Rep: Rizky Suryarandika/ Red: Bilal Ramadhan
Ilustrasi Korupsi. Hakim Agung Suharto sebut penegak hukum masih mencocok-cocokkan restorative justice untuk tindak pidana korupsi.
Foto: Foto : MgRol111
Ilustrasi Korupsi. Hakim Agung Suharto sebut penegak hukum masih mencocok-cocokkan restorative justice untuk tindak pidana korupsi.

REPUBLIKA.CO.ID, Hakim Agung : Keterbatasan Instrumen Restorative Justice Malah "Diakali" Penegak Hukum

JAKARTA -- Hakim Agung pada Mahkamah Agung (MA), Suharto mengungkapkan adanya keterbatasan dalam menerapkan konsep Restorative Justice (RJ) di Indonesia. Menurutnya, keterbatasan itu justru malah coba diakali oleh aparat penegak hukum agar tetap bisa menerapkan RJ.

Baca Juga

"Kalau kita renungkan dan amati problema kita para lembaga baik Kepolisian, Kejaksaan dan Mahkamah Agung mencoba mencocok-cocokan konsep RJ pada instrumen peraturan yang ada," kata Suharto dalam konferensi nasional keadilan restoratif pada Rabu (2/11).

Suharto mengakui penerapan RJ terkendala instrumen hukum yang belum memadai. Atas dasar itu, para aparat penegak hukum menggali konsep RJ-nya sendiri-sendiri.

"Yang jadi catatan keterbatasan instrumen-instrumen yang ada untuk laksanakan konsep RJ sehingga para aparat penegak hukum coba cocok-cocokan yang ada, artinya lagi-lagi kita mau kemana?" ujar Suharto.

Suharto memandang perbedaan pandangan mengenai RJ masih wajar terjadi. Pasalnya, belum ada satu konsep yang ajeg mengenai penerapan RJ di Tanah Air.

"Selama belum ada payung tentang undang-undang RJ, apakah nanti bentuknya apa? Maka pendefinisiannya belum clear dan belum bisa diterima oleh semua pihak,"  ucap Suharto.

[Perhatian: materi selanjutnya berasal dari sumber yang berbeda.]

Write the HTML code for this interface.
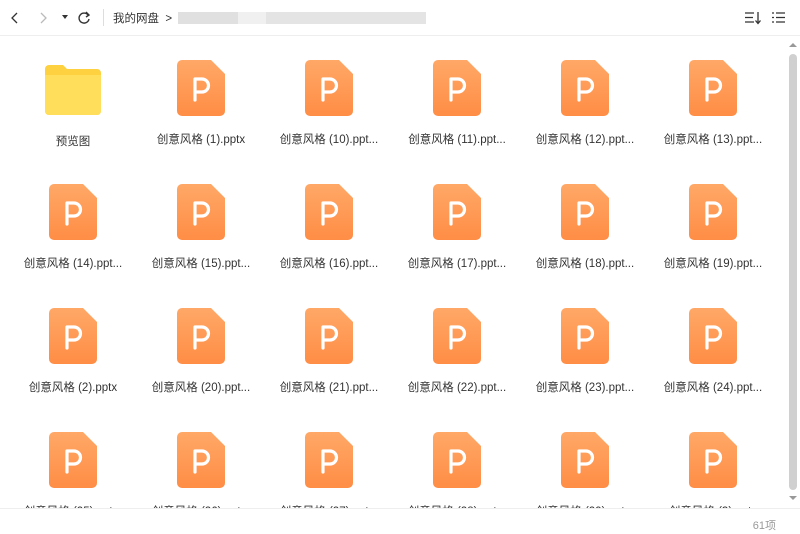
<!DOCTYPE html>
<html><head><meta charset="utf-8"><style>
*{margin:0;padding:0;box-sizing:border-box}
body{width:800px;height:534px;overflow:hidden;background:#fff;font-family:"Liberation Sans","Noto Sans CJK SC",sans-serif;color:#333;position:relative}
.top{position:absolute;left:0;top:0;width:800px;height:36px;border-bottom:1px solid #eee;background:#fff}
.crumb{position:absolute;left:113px;top:10px;font-size:11.5px;color:#333}
.blur{position:absolute;top:12px;height:12px;background:#e8e8e8}
.main{position:absolute;left:0;top:37px;width:786px;height:471px;overflow:hidden}
.it{position:absolute;width:128px;text-align:center;font-size:11.5px;color:#333;white-space:nowrap}
.it svg{display:block;margin:0 auto}
.bot{position:absolute;left:0;top:508px;width:800px;height:26px;border-top:1px solid #eee;background:#fff}
.cnt{position:absolute;right:24px;top:8px;font-size:11px;color:#999}
.sb{position:absolute;left:786px;top:37px;width:14px;height:471px;background:#fff}
.thumb{position:absolute;left:3px;top:17px;width:8px;height:436px;background:#d0d0d0;border-radius:4px}
</style></head><body>
<div class="top">
<svg style="position:absolute;left:8px;top:10px" width="14" height="16"><path d="M9 3 L4 8 L9 13" stroke="#333" stroke-width="1.3" fill="none"/></svg>
<svg style="position:absolute;left:36px;top:10px" width="14" height="16"><path d="M5 3 L10 8 L5 13" stroke="#bbb" stroke-width="1.3" fill="none"/></svg>
<svg style="position:absolute;left:61px;top:14px" width="8" height="6"><path d="M1 1 H7 L4 5Z" fill="#333"/></svg>
<svg style="position:absolute;left:76px;top:10px" width="16" height="16"><path d="M12 5 A5 5 0 1 0 13 9" stroke="#333" stroke-width="1.4" fill="none"/><path d="M10 2 L13 5 L10 7" stroke="#333" stroke-width="1.4" fill="none"/></svg>
<div style="position:absolute;left:103px;top:9px;width:1px;height:17px;background:#ddd"></div>
<div class="crumb">我的网盘 &nbsp;&gt;</div>
<div class="blur" style="left:178px;width:60px;background:#e0e0e0"></div>
<div class="blur" style="left:238px;width:28px;background:#f0f0f0"></div>
<div class="blur" style="left:266px;width:160px;background:#e4e4e4"></div>
<svg style="position:absolute;left:744px;top:11px" width="18" height="14"><path d="M1 2H10M1 6.5H9M1 11H10" stroke="#333" stroke-width="1.3"/><path d="M14 1V12M11.5 9.5L14 12.5L16.5 9.5" stroke="#333" stroke-width="1.3" fill="none"/></svg>
<svg style="position:absolute;left:771px;top:11px" width="16" height="14"><path d="M1 2H3M1 6.5H3M1 11H3M5 2H14M5 6.5H14M5 11H14" stroke="#333" stroke-width="1.3"/></svg>
</div>
<div class="main">
<div class="it" style="left:9px;top:24px"><svg width="60" height="56"><path d="M2 8a4 4 0 0 1 4-4h14l4 4h30a4 4 0 0 1 4 4v38a4 4 0 0 1-4 4H6a4 4 0 0 1-4-4z" fill="#fdd13f"/><path d="M2 14h56v36a4 4 0 0 1-4 4H6a4 4 0 0 1-4-4z" fill="#ffde5c"/></svg><div style="margin-top:16px">预览图</div></div>
</div>
<div class="bot"><div class="cnt">61项</div></div>
<div class="sb"><svg style="position:absolute;left:3px;top:5px" width="8" height="6"><path d="M0 5L4 1L8 5Z" fill="#999"/></svg><div class="thumb"></div><svg style="position:absolute;left:3px;top:458px" width="8" height="6"><path d="M0 1L4 5L8 1Z" fill="#999"/></svg></div>
<script>
var m=document.querySelector('.main');
var icon='<svg width="48" height="56"><defs><linearGradient id="g" x1="0" y1="0" x2="0" y2="1"><stop offset="0" stop-color="#ffa867"/><stop offset="1" stop-color="#ff8d45"/></linearGradient></defs><path d="M5 0H34L48 14V51a5 5 0 0 1-5 5H5a5 5 0 0 1-5-5V5a5 5 0 0 1 5-5z" fill="url(#g)"/><path d="M18 40V19h7a6.5 6.5 0 0 1 0 13h-7" stroke="#fff" stroke-width="3.2" fill="none" stroke-linecap="round" stroke-linejoin="round"/></svg>';
var names=["创意风格 (1).pptx","创意风格 (10).ppt...","创意风格 (11).ppt...","创意风格 (12).ppt...","创意风格 (13).ppt...","创意风格 (14).ppt...","创意风格 (15).ppt...","创意风格 (16).ppt...","创意风格 (17).ppt...","创意风格 (18).ppt...","创意风格 (19).ppt...","创意风格 (2).pptx","创意风格 (20).ppt...","创意风格 (21).ppt...","创意风格 (22).ppt...","创意风格 (23).ppt...","创意风格 (24).ppt...","创意风格 (25).ppt...","创意风格 (26).ppt...","创意风格 (27).ppt...","创意风格 (28).ppt...","创意风格 (29).ppt...","创意风格 (3).pptx"];
var h='';
for(var i=0;i<23;i++){var k=i+1,c=k%6,r=Math.floor(k/6);
h+='<div class="it" style="left:'+(9+c*128)+'px;top:'+(23+r*124)+'px">'+icon+'<div style="margin-top:15px">'+names[i]+'</div></div>';}
m.insertAdjacentHTML('beforeend',h);
</script>
</body></html>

Selain itu, Suharto menyampaikan selama ini pemidanaan memang lekat dengan semangat pembalasan terhadap pelaku. Namun orientasi itu berbeda dengan semangat yang tercantum dalam konsep KR.

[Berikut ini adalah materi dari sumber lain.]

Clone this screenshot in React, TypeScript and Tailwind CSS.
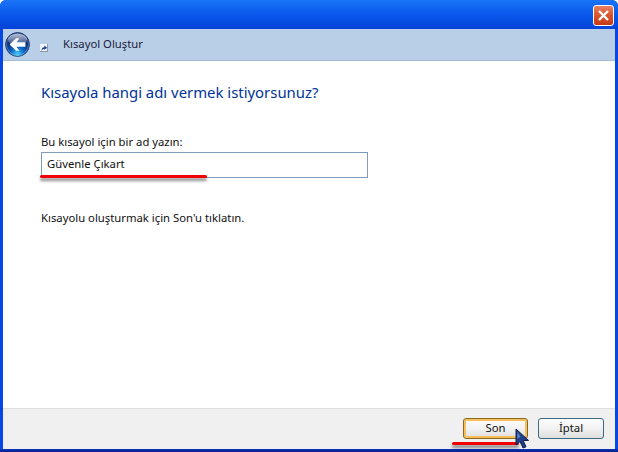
import { useState } from "react";

const font = { fontFamily: '"Noto Sans", sans-serif' };

function BackOrb() {
  return (
    <svg width="25" height="25" viewBox="0 0 26 26">
      <defs>
        <radialGradient id="orb" cx="50%" cy="90%" r="62%">
          <stop offset="0%" stopColor="#45d0f8" />
          <stop offset="50%" stopColor="#0a5fc0" />
          <stop offset="100%" stopColor="#0a2a6e" />
        </radialGradient>
        <linearGradient id="gloss" x1="0" y1="0" x2="0" y2="1">
          <stop offset="0%" stopColor="#ffffff" stopOpacity="0.7" />
          <stop offset="100%" stopColor="#ffffff" stopOpacity="0.12" />
        </linearGradient>
      </defs>
      <circle cx="13" cy="13" r="12.4" fill="url(#orb)" stroke="#0f2f6f" strokeWidth="0.8" />
      <circle cx="13" cy="13" r="11.4" fill="none" stroke="#d5e4f5" strokeOpacity="0.55" strokeWidth="0.7" />
      <ellipse cx="13" cy="8" rx="10" ry="6.3" fill="url(#gloss)" />
      <path d="M4.8 13 L11.6 6.4 L15 6.4 L12 10.6 L21.2 10.6 L21.2 15.4 L12 15.4 L15 19.6 L11.6 19.6 Z" fill="#ffffff" />
    </svg>
  );
}

function ShortcutIcon() {
  return (
    <svg width="8" height="8" viewBox="0 0 8 8">
      <rect x="0" y="0" width="8" height="8" fill="#f2f5fa" />
      <rect x="0" y="7" width="8" height="1" fill="#8b97a8" />
      <rect x="7" y="0" width="1" height="8" fill="#8b97a8" />
      <path d="M1.5 7 C1.5 4.5 2.5 3.2 4.4 3.2 L4.4 1.4 L7 3.8 L4.4 6 L4.4 4.8 C3.2 4.8 2.4 5.6 1.5 7 Z" fill="#123a9c" />
    </svg>
  );
}

function CloseButton() {
  return (
    <div className="flex h-[21px] w-[21px] items-center justify-center rounded-[3px] border border-white bg-gradient-to-b from-[#e8805f] via-[#d9532c] to-[#c53a14]">
      <svg width="13" height="13" viewBox="0 0 13 13">
        <path d="M2 2 L11 11 M11 2 L2 11" stroke="#ffffff" strokeWidth="2.4" />
      </svg>
    </div>
  );
}

function Cursor() {
  return (
    <svg width="16" height="22" viewBox="0 0 16 22">
      <path d="M1 1 L1 17 L5 13.5 L8 20 L11 18.8 L8.2 12.6 L13.5 12.4 Z" fill="#1f3f86" stroke="#0c1c4c" strokeWidth="1" />
      <path d="M2.4 4 L2.4 11 L5.5 8.5 Z" fill="#5d82c8" />
    </svg>
  );
}

function RedLine({ className }: { className: string }) {
  return (
    <div className={`absolute h-[3px] rounded-full bg-[#f00000] shadow-[0_3px_3px_rgba(0,0,0,0.45)] ${className}`} />
  );
}

export default function App() {
  const [name, setName] = useState("Güvenle Çıkart");

  return (
    <div className="relative flex h-[452px] w-[618px] flex-col overflow-hidden rounded-t-[6px] bg-[#0645e6] text-[11.3px] text-[#111]" style={font}>
      {/* Title bar */}
      <div className="flex h-[29px] flex-none items-start justify-end bg-gradient-to-b from-[#1b74f5] via-[#0a58ec] to-[#0342d8] pr-[4px] pt-[5px]">
        <CloseButton />
      </div>

      {/* Window body */}
      <div className="ml-[3px] mr-[3px] flex min-h-0 flex-1 flex-col">
        <div className="flex h-[32px] flex-none items-center border-b border-[#a3bdd6] bg-[#b9cfe8] pl-[2px]">
          <BackOrb />
          <div className="ml-[10px] mt-[6px] flex-none">
            <ShortcutIcon />
          </div>
          <span className="ml-[15px] text-[#1b1b3a]">Kısayol Oluştur</span>
        </div>

        <div className="flex-1 bg-white pl-[38px] pt-[21px]">
          <h1 className="text-[14.9px] leading-[20px] font-normal text-[#003399]">Kısayola hangi adı vermek istiyorsunuz?</h1>
          <label className="mt-[31px] block leading-[17px]">Bu kısayol için bir ad yazın:</label>
          <input
            value={name}
            onChange={(e) => setName(e.target.value)}
            className="mt-[2px] block h-[26px] w-[327px] border border-[#7f9db9] pl-[5px] pb-[4px] text-[11.3px] outline-none"
          />
          <p className="mt-[31px] leading-[17px]">Kısayolu oluşturmak için Son'u tıklatın.</p>
        </div>

        <div className="flex h-[41px] flex-none items-start justify-end gap-[10px] border-t border-[#dfdfdf] bg-[#f0f0f0] pr-[11px] pt-[9px]">
          <button className="h-[21px] w-[65px] rounded-[3px] border border-[#8a6a22] bg-gradient-to-b from-[#fdfdfd] via-[#f2f2f2] to-[#dedede] shadow-[inset_0_0_0_2px_#f6bf5a] text-[11.3px]">
            Son
          </button>
          <button className="h-[21px] w-[66px] rounded-[3px] border border-[#3c6a80] bg-gradient-to-b from-[#fdfdfd] via-[#f2f2f2] to-[#dedede] text-[11.3px]">
            İptal
          </button>
        </div>
      </div>

      <div className="h-[3px] flex-none bg-gradient-to-b from-[#0a35c0] to-[#06208a]" />

      {/* Annotations */}
      <RedLine className="left-[40px] top-[175px] w-[167px]" />
      <RedLine className="left-[452px] top-[442px] w-[67px]" />
      <div className="absolute left-[515px] top-[428px]">
        <Cursor />
      </div>
    </div>
  );
}
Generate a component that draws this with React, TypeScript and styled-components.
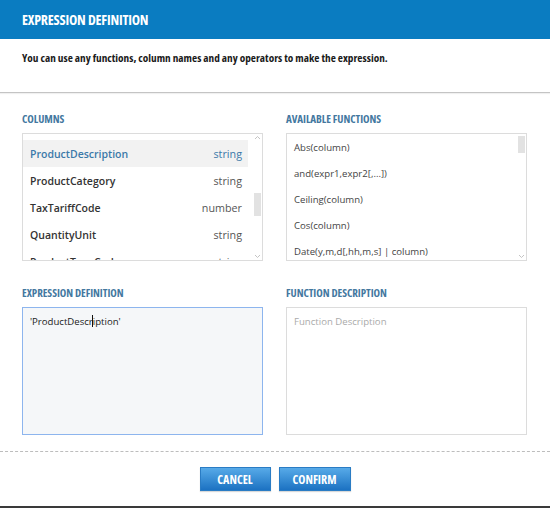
import React from "react";
import styled, { createGlobalStyle } from "styled-components";

const Global = createGlobalStyle`
  html, body { margin: 0; padding: 0; background: #fff; }
  body { font-family: "Open Sans", "Liberation Sans", sans-serif; }
  * { box-sizing: border-box; }
`;

const Dialog = styled.div`
  width: 550px;
  height: 508px;
  display: flex;
  flex-direction: column;
  background: #fff;
  overflow: hidden;
`;

const Header = styled.div`
  height: 39px;
  flex: none;
  display: flex;
  align-items: center;
  padding-left: 22px;
  background: #0a7cc1;
  color: #fff;
  font-size: 14px;
  font-weight: 700;
  font-stretch: condensed;
  letter-spacing: -0.2px;
`;

const Intro = styled.div`
  height: 54px;
  flex: none;
  padding: 12px 22px 0;
  font-size: 11.25px;
  line-height: 14px;
  font-weight: 700;
  font-stretch: condensed;
  color: #1a1a1a;
  border-bottom: 1px solid #c4c4c4;
  box-shadow: 0 1px 1px rgba(0, 0, 0, 0.06);
`;

const Main = styled.div`
  display: grid;
  grid-template-columns: 241px 241px;
  column-gap: 23px;
  row-gap: 25px;
  padding: 19px 22px 0;
`;

const Section = styled.div`
  display: flex;
  flex-direction: column;
`;

const Label = styled.div`
  height: 14px;
  line-height: 14px;
  margin-bottom: 7px;
  font-size: 11px;
  font-weight: 700;
  font-stretch: condensed;
  color: #44789f;
  letter-spacing: -0.05px;
`;

const Box = styled.div<{ $focus?: boolean }>`
  position: relative;
  height: 128px;
  border: 1px solid ${(p) => (p.$focus ? "#8db5ee" : "#dcdcdc")};
  background: ${(p) => (p.$focus ? "#f5f7f9" : "#fff")};
  overflow: hidden;
`;

const ColumnList = styled.div`
  padding: 6px 14px 0 0;
`;

const ColumnRow = styled.div<{ $active?: boolean }>`
  height: 27px;
  display: flex;
  align-items: center;
  justify-content: space-between;
  padding: 0 6px 0 7px;
  font-size: 10.5px;
  background: ${(p) => (p.$active ? "#f2f2f2" : "transparent")};
  color: ${(p) => (p.$active ? "#3b79a9" : "#333")};
`;

const ColName = styled.span`
  font-weight: 600;
`;

const ColType = styled.span<{ $active?: boolean }>`
  font-size: 10.75px;
  color: ${(p) => (p.$active ? "#3b79a9" : "#555")};
`;

const FuncList = styled.div`
  padding: 0 16px 0 0;
`;

const FuncRow = styled.div`
  height: 26px;
  display: flex;
  align-items: center;
  padding-left: 7px;
  font-size: 9.6px;
  color: #444;
  white-space: nowrap;
`;

const Track = styled.div`
  position: absolute;
  top: 0;
  right: 1px;
  bottom: 0;
  width: 7px;
`;

const Thumb = styled.div`
  position: absolute;
  left: 0;
  right: 0;
  background: #e2e2e2;
`;

const Arrow = styled.svg<{ $down?: boolean }>`
  position: absolute;
  left: 0;
  ${(p) => (p.$down ? "bottom: 1px;" : "top: 1px;")}
  width: 7px;
  height: 5px;
`;

const TextArea = styled.div`
  padding: 7px 7px;
  font-size: 9.6px;
  line-height: 14px;
  color: #222;
`;

const Caret = styled.span`
  display: inline-block;
  width: 1px;
  height: 12px;
  margin: 0 -0.5px;
  vertical-align: -2px;
  background: #111;
`;

const Placeholder = styled.div`
  padding: 7px 7px;
  font-size: 9.6px;
  line-height: 14px;
  color: #aaa;
`;

const Footer = styled.div`
  margin-top: 16px;
  border-top: 1px dashed #bdbdbd;
  height: 57px;
  display: flex;
  justify-content: center;
  align-items: flex-start;
  gap: 8px;
  padding-top: 15px;
  border-bottom: 2px solid #3a3a3a;
  flex: none;
`;

const Button = styled.button<{ $w: number }>`
  width: ${(p) => p.$w}px;
  height: 24px;
  border: 1px solid #2a7cc4;
  background: linear-gradient(#57aae8, #1c72c2);
  color: #fff;
  font-family: "Open Sans", "Liberation Sans", sans-serif;
  font-size: 12px;
  font-weight: 700;
  font-stretch: condensed;
  padding: 0;
  cursor: pointer;
  box-shadow: 0 1px 1px rgba(0, 0, 0, 0.15);
`;

function Scroll({ top, height }: { top: number; height: number }) {
  return (
    <Track>
      <Arrow viewBox="0 0 7 5">
        <path d="M1 4 L3.5 1.5 L6 4" fill="none" stroke="#c4c4c4" strokeWidth="1" />
      </Arrow>
      <Thumb style={{ top, height }} />
      <Arrow $down viewBox="0 0 7 5">
        <path d="M1 1 L3.5 3.5 L6 1" fill="none" stroke="#c4c4c4" strokeWidth="1" />
      </Arrow>
    </Track>
  );
}

const columns = [
  { name: "ProductDescription", type: "string", active: true },
  { name: "ProductCategory", type: "string" },
  { name: "TaxTariffCode", type: "number" },
  { name: "QuantityUnit", type: "string" },
  { name: "ProductTypeCode", type: "string" },
];

const functions = [
  "Abs(column)",
  "and(expr1,expr2[,...])",
  "Ceiling(column)",
  "Cos(column)",
  "Date(y,m,d[,hh,m,s] | column)",
];

export default function App() {
  return (
    <Dialog>
      <Global />
      <Header>EXPRESSION DEFINITION</Header>
      <Intro>You can use any functions, column names and any operators to make the expression.</Intro>
      <Main>
        <Section>
          <Label>COLUMNS</Label>
          <Box>
            <ColumnList>
              {columns.map((c) => (
                <ColumnRow key={c.name} $active={c.active}>
                  <ColName>{c.name}</ColName>
                  <ColType $active={c.active}>{c.type}</ColType>
                </ColumnRow>
              ))}
            </ColumnList>
            <Scroll top={59} height={23} />
          </Box>
        </Section>
        <Section>
          <Label>AVAILABLE FUNCTIONS</Label>
          <Box>
            <FuncList>
              {functions.map((f) => (
                <FuncRow key={f}>{f}</FuncRow>
              ))}
            </FuncList>
            <Scroll top={2} height={17} />
          </Box>
        </Section>
        <Section>
          <Label>EXPRESSION DEFINITION</Label>
          <Box $focus>
            <TextArea>
              'ProductDescr<Caret />iption'
            </TextArea>
          </Box>
        </Section>
        <Section>
          <Label>FUNCTION DESCRIPTION</Label>
          <Box>
            <Placeholder>Function Description</Placeholder>
          </Box>
        </Section>
      </Main>
      <Footer>
        <Button $w={71}>CANCEL</Button>
        <Button $w={72}>CONFIRM</Button>
      </Footer>
    </Dialog>
  );
}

"Barangkali RJ sebuah antitesis dengan pemidanaan, artinya dirubah kalau dulu pidana itu nestapa, penderitaan, dengan RJ tidak diorientasikan kesana," ucap Suharto.

Diketahui, aturan yang membahas soal RJ diantaranya termuat dalam Peraturan Polri Nomor 8 Tahun 2021, Peraturan Jaksa Agung (Perja) Nomor 15 Tahun 2020 terkait Penghentian Penuntutan Berdasarkan Keadilan Restoratif, Surat Keputusan Dirjen Badan Peradilan Umum MA RI No. 1691/DJU/SK/PS.00/12/2020 tentang Pemberlakuan Pedoman Penerapan Restorative Justice pada 22 Desember 2020.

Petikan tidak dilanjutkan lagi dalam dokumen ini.